Finemore Holdings
- Formerly: Finemores Transport Finemore Haulage Contractors
- Traded as: ASX: FMH
- Industry: Logistics
- Founded: 1966
- Founder: Ron Finemore
- Defunct: 2001
- Fate: Taken over by Toll Holdings
- Headquarters: Wagga Wagga, Australia

= Finemore Holdings =

Australian logistics company

Finemore Holdings, formerly Finemores Transport and Finemores Haulage Contractors, was an Australian logistics company.

==History==
Initially trading as Finemores Haulage Contractors, the company was established in November 1966 by Ron Finemore in Wagga Wagga with an International hauling fuel to farms. It expanded into grain, fertilizer, livestock and processed meat haulage, securing a contract with meat processor RJ Gilbertson in Melbourne. It later began hauling sheep from western New South Wales to Melbourne. and diversified into general and refrigerated freight.

The businesses of Bruce Dickenson Transport, Dubbo, Bruce Marks Transport with depots in Hamilton, Mount Gambier and Wodonga, Clive Brothers Transport of Melbourne and Gills Transport with depots in Casino and Moree were purchased expanding the fleet to 160 trucks. In December 1979 it was placed in voluntary administration with Arthur Young & Co appointed as administrator.

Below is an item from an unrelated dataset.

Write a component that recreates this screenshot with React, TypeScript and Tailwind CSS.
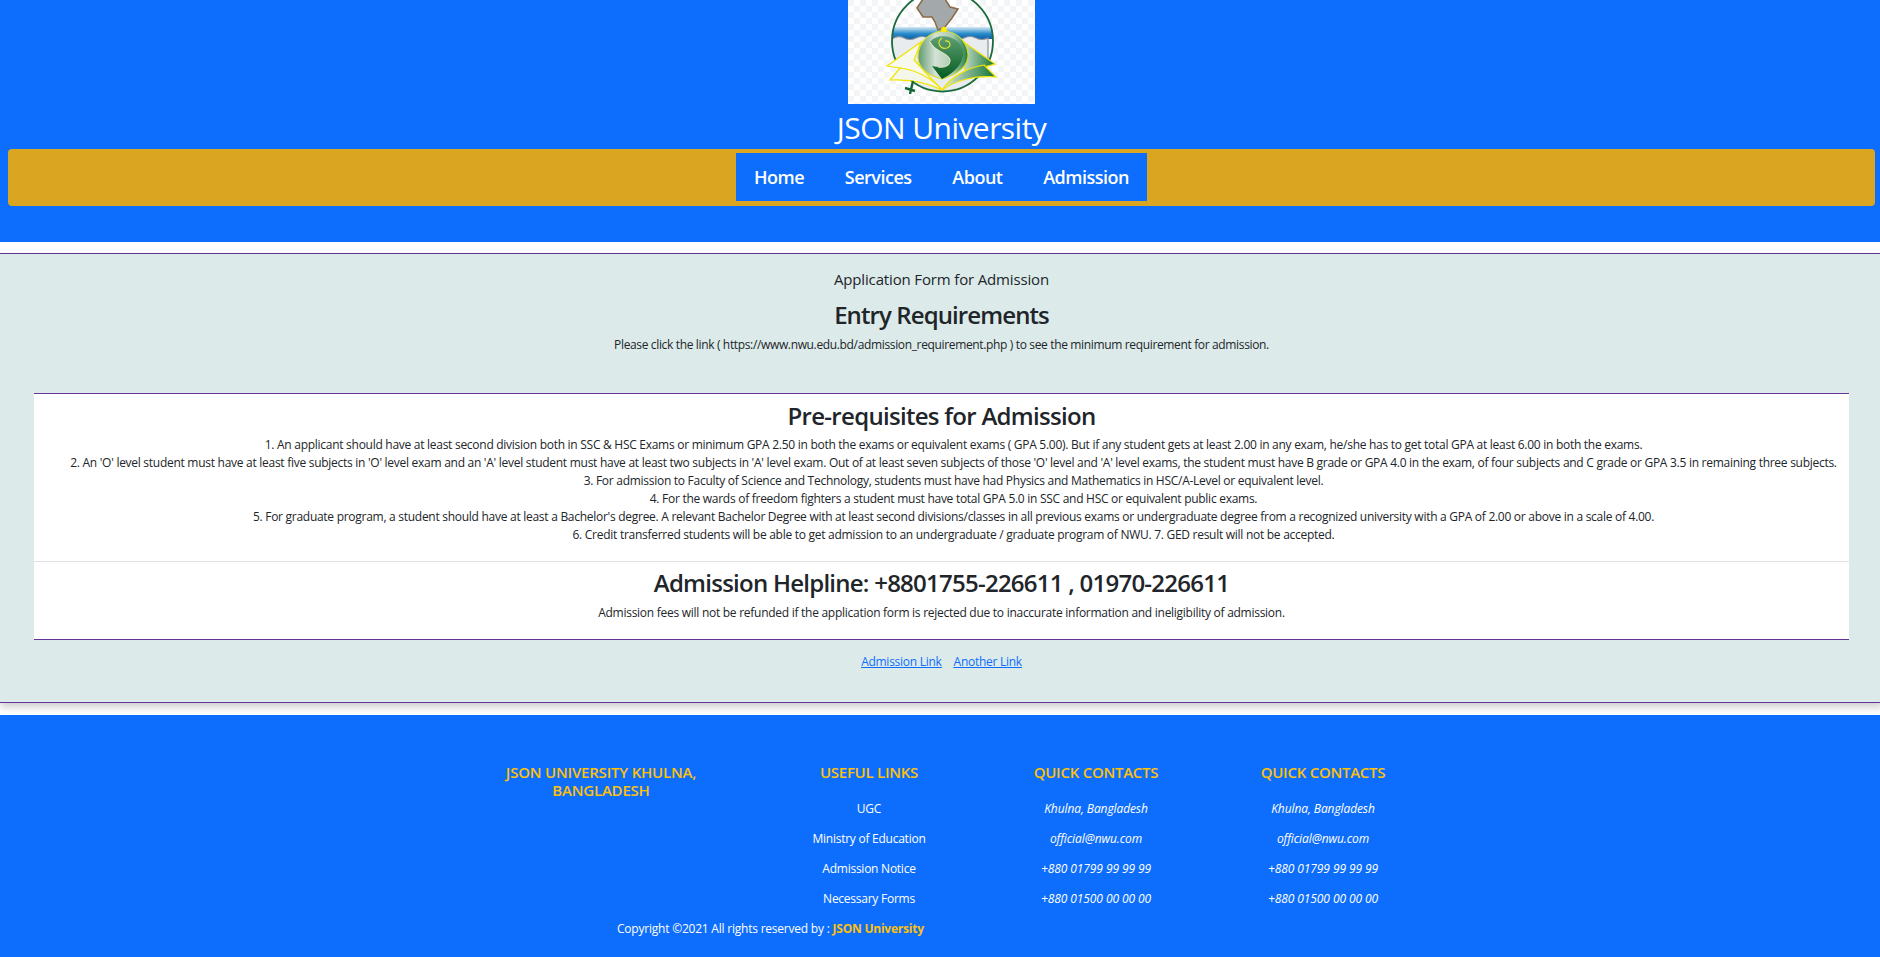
const font = "font-['Open_Sans','Noto_Sans',sans-serif]";

const requirements = [
  "1. An applicant should have at least second division both in SSC & HSC Exams or minimum GPA 2.50 in both the exams or equivalent exams ( GPA 5.00). But if any student gets at least 2.00 in any exam, he/she has to get total GPA at least 6.00 in both the exams.",
  "2. An 'O' level student must have at least five subjects in 'O' level exam and an 'A' level student must have at least two subjects in 'A' level exam. Out of at least seven subjects of those 'O' level and 'A' level exams, the student must have B grade or GPA 4.0 in the exam, of four subjects and C grade or GPA 3.5 in remaining three subjects.",
  "3. For admission to Faculty of Science and Technology, students must have had Physics and Mathematics in HSC/A-Level or equivalent level.",
  "4. For the wards of freedom fighters a student must have total GPA 5.0 in SSC and HSC or equivalent public exams.",
  "5. For graduate program, a student should have at least a Bachelor's degree. A relevant Bachelor Degree with at least second divisions/classes in all previous exams or undergraduate degree from a recognized university with a GPA of 2.00 or above in a scale of 4.00.",
  "6. Credit transferred students will be able to get admission to an undergraduate / graduate program of NWU. 7. GED result will not be accepted.",
];

const usefulLinks = ["UGC", "Ministry of Education", "Admission Notice", "Necessary Forms"];
const contacts = ["Khulna, Bangladesh", "official@nwu.com", "+880 01799 99 99 99", "+880 01500 00 00 00"];

const Logo = () => (
  <svg viewBox="0 0 187 104" className="w-[187px] h-[104px] block">
    <defs>
      <pattern id="checker" width="12" height="12" patternUnits="userSpaceOnUse">
        <rect width="12" height="12" fill="#ffffff" />
        <rect width="6" height="6" fill="#f4f5f6" />
        <rect x="6" y="6" width="6" height="6" fill="#f4f5f6" />
      </pattern>
      <linearGradient id="sea" x1="0" y1="0" x2="0" y2="1">
        <stop offset="0" stopColor="#d5e9f5" />
        <stop offset="0.55" stopColor="#2a8ccb" />
        <stop offset="1" stopColor="#0b5fa6" />
      </linearGradient>
      <linearGradient id="globe" x1="0" y1="0" x2="1" y2="0">
        <stop offset="0" stopColor="#5f9a70" />
        <stop offset="0.35" stopColor="#d5e2d6" />
        <stop offset="0.7" stopColor="#a6c9ad" />
        <stop offset="1" stopColor="#1f7f3f" />
      </linearGradient>
      <linearGradient id="swoosh" x1="0" y1="0" x2="0" y2="1">
        <stop offset="0" stopColor="#5f9f74" />
        <stop offset="1" stopColor="#045a20" />
      </linearGradient>
      <linearGradient id="page" x1="0" y1="0" x2="1" y2="0">
        <stop offset="0" stopColor="#e6eee4" />
        <stop offset="1" stopColor="#0f7331" />
      </linearGradient>
      <clipPath id="disc">
        <circle cx="94.5" cy="41" r="50.5" />
      </clipPath>
    </defs>
    <rect width="187" height="104" fill="url(#checker)" />
    <g clipPath="url(#disc)">
      <rect x="40" y="27" width="110" height="12" fill="url(#sea)" />
      <path d="M44 39q6-4 12-1t12 0 12 0 12 0 12 0 12 0 12 0 12 0V92H44Z" fill="#e9ecef" stroke="#8a9399" strokeWidth="1.2" />
    </g>
    <circle cx="94.5" cy="41" r="50.5" fill="none" stroke="#1a6b3c" strokeWidth="1.8" />
    <path d="M69 8 75-1H97L102 7 110 9 104 18 97 27 90 30 87 22 84 17H75Z" fill="#a3a8ab" stroke="#8b6a45" strokeWidth="1.5" />
    <path d="M39 66 73 42 66 60 94 90 70 76 52 68Z" fill="#f8f9ee" stroke="#f2e500" strokeWidth="1.2" />
    <path d="M42 80 52 68C68 70 84 78 94 90 78 82 60 79 42 80Z" fill="#f4f6ea" stroke="#f2e500" strokeWidth="1.2" />
    <path d="M110 38 147 64 118 72 112 58Z" fill="url(#page)" stroke="#f2e500" strokeWidth="1.2" />
    <path d="M94 90C102 78 118 68 136 65L148 77C128 75 108 80 94 90Z" fill="url(#page)" stroke="#f2e500" strokeWidth="1.2" />
    <path d="M95 31C80 32 70 43 70 57 70 69 82 76 94 79 108 75 121 67 120 54 119 41 108 31 95 31Z" fill="url(#globe)" stroke="#d8de20" strokeWidth="1.1" />
    <path d="M94 79 84 66C92 68 102 68 102 60 100 54 88 52 82 42 88 34 104 34 112 44 120 56 112 70 94 79Z" fill="url(#swoosh)" />
    <path d="M82 42C86 52 100 52 102 60 102 66 96 68 90 67" fill="none" stroke="#dfe8c0" strokeWidth="1.1" />
    <path d="M94 38C88 42 92 50 99 48 104 46 102 40 97 41" fill="none" stroke="#e4e62a" strokeWidth="1.1" />
    <circle cx="96" cy="29.5" r="2.8" fill="#ffec00" />
    <path d="M65 81 62 94M57 88l10 3" fill="none" stroke="#11663a" strokeWidth="2.4" />
  </svg>
);

const FooterColumn = ({ title, items, italic, className }: { title: string; items: string[]; italic?: boolean; className: string }) => (
  <div className={`${className} flex flex-col items-center`}>
    <h5 className="text-[15px] leading-[18px] font-semibold text-[#ffc107] tracking-[-0.25px] mb-[19px]">{title}</h5>
    {items.map((item, index) => (
      <p key={index + "li"} className={`text-[12px] leading-[18px] text-white mb-[12px] ${italic ? "italic tracking-[-0.1px]" : "tracking-[-0.25px]"}`}>
        {item}
      </p>
    ))}
  </div>
);

export default function App() {
  return (
    <div className={`w-full h-[957px] overflow-hidden bg-white text-[#212529] ${font}`}>
      <div className="w-[1883px]">
        <header className="h-[242px] bg-[#0d6efd] px-[8px] flex flex-col items-center">
          <Logo />
          <h1 className="mt-[4px] mb-[2px] text-[30px] leading-[39px] text-white tracking-[-0.55px]">JSON University</h1>
          <nav className="w-full h-[57px] bg-[#daa520] rounded-[4px] flex justify-center items-start pt-[4px]">
            <ul className="h-[48px] w-[411px] bg-[#0d6efd] flex items-center justify-between px-[18px] text-[18px] font-semibold text-white tracking-[-0.5px]">
              <li>Home</li>
              <li>Services</li>
              <li>About</li>
              <li>Admission</li>
            </ul>
          </nav>
        </header>

        <main className="mt-[11px] h-[450px] bg-[#dcebea] border-y border-[#663399] shadow-[0_4px_8px_rgba(0,0,0,0.2)] flex flex-col items-center text-center">
          <p className="mt-[15px] text-[15px] leading-[21px] font-medium tracking-[-0.15px]">Application Form for Admission</p>
          <h2 className="mt-[10px] text-[24px] leading-[29px] font-semibold tracking-[-0.9px]">Entry Requirements</h2>
          <p className="mt-[7px] text-[12px] leading-[18px] tracking-[-0.35px]">
            Please click the link ( https://www.nwu.edu.bd/admission_requirement.php ) to see the minimum requirement for admission.
          </p>

          <section className="mt-[39px] w-[1815px] bg-white border-y border-[#663399]">
            <div className="h-[168px] border-b border-[#dee2e6] pt-[7px]">
              <h3 className="text-[24px] leading-[29px] font-semibold tracking-[-0.7px] mb-[6px]">Pre-requisites for Admission</h3>
              <div className="pl-[24px]">
                {requirements.map((line, index) => (
                  <p key={index + "rq"} className="text-[12px] leading-[18px] tracking-[-0.275px] whitespace-nowrap">
                    {line}
                  </p>
                ))}
              </div>
            </div>
            <div className="h-[77px] pt-[5px]">
              <h3 className="text-[24px] leading-[32px] font-semibold tracking-[-0.75px]">Admission Helpline: +8801755-226611 , 01970-226611</h3>
              <p className="mt-[5px] text-[12px] leading-[18px] tracking-[-0.27px]">
                Admission fees will not be refunded if the application form is rejected due to inaccurate information and ineligibility of admission.
              </p>
            </div>
          </section>

          <div className="mt-[13px] flex gap-[12px] text-[12px] leading-[18px] tracking-[-0.27px] text-[#0d6efd] underline">
            <a href="#">Admission Link</a>
            <a href="#">Another Link</a>
          </div>
        </main>

        <footer className="mt-[12px] h-[242px] bg-[#0d6efd] pt-[48px]">
          <div className="flex items-start text-center">
            <h5 className="ml-[496px] w-[210px] text-[15px] leading-[18px] font-semibold text-[#ffc107] tracking-[-0.2px]">
              JSON UNIVERSITY KHULNA, BANGLADESH
            </h5>
            <FooterColumn title="USEFUL LINKS" items={usefulLinks} className="ml-[65px] w-[196px]" />
            <FooterColumn title="QUICK CONTACTS" items={contacts} italic className="ml-[31px] w-[196px]" />
            <FooterColumn title="QUICK CONTACTS" items={contacts} italic className="ml-[31px] w-[196px]" />
          </div>
          <p className="ml-[617px] mt-0 text-[12px] leading-[18px] tracking-[-0.22px] text-white">
            Copyright ©2021 All rights reserved by : <span className="font-bold text-[#ffc107]">JSON University</span>
          </p>
        </footer>
      </div>
    </div>
  );
}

The business was restructured with the fleet reduced to 70 trucks. Ron Finemore retained a 20% shareholding. It entered the car carrying business and would go onto become the largest national carrier with contracts with Ford and Holden. It came out of administration in September 1983 after a scheme of arrangement was agreed. In 1985 Wodger Corporation of Queanbeyan purchased a majority shareholding.

In 1986, Wodger Corporation was purchased by Ron Finemore and renamed Finemore Holdings in a reverse takeover. It moved into the interstate freight express market with purchase of AEI Group Transport Services, Sydney. In 1987 South Australian based Friendly Transport and Power Transport Group were purchased with over 100 vehicles.

It entered the fuel sector, winning Ampol’s distribution contract in Sydney and later Woolworths petrol business and in the 1990s, was awarded a contract by ExxonMobil in Thailand.

In June 2000 Toll Holdings launched a takeover offer. The bid was not successful with Toll only gaining a 68% acceptance when 90% was required, with Lindsay Fox using his 10.1% shareholding to veto the deal. A scheme of arrangement, that only required 75% acceptance, was accepted with the transaction completed in March 2001.

In 2004, after completing a non complete clause, Ron Finemore returned to the industry, purchasing Lewington's Transport and renaming it Ron Finemore Transport.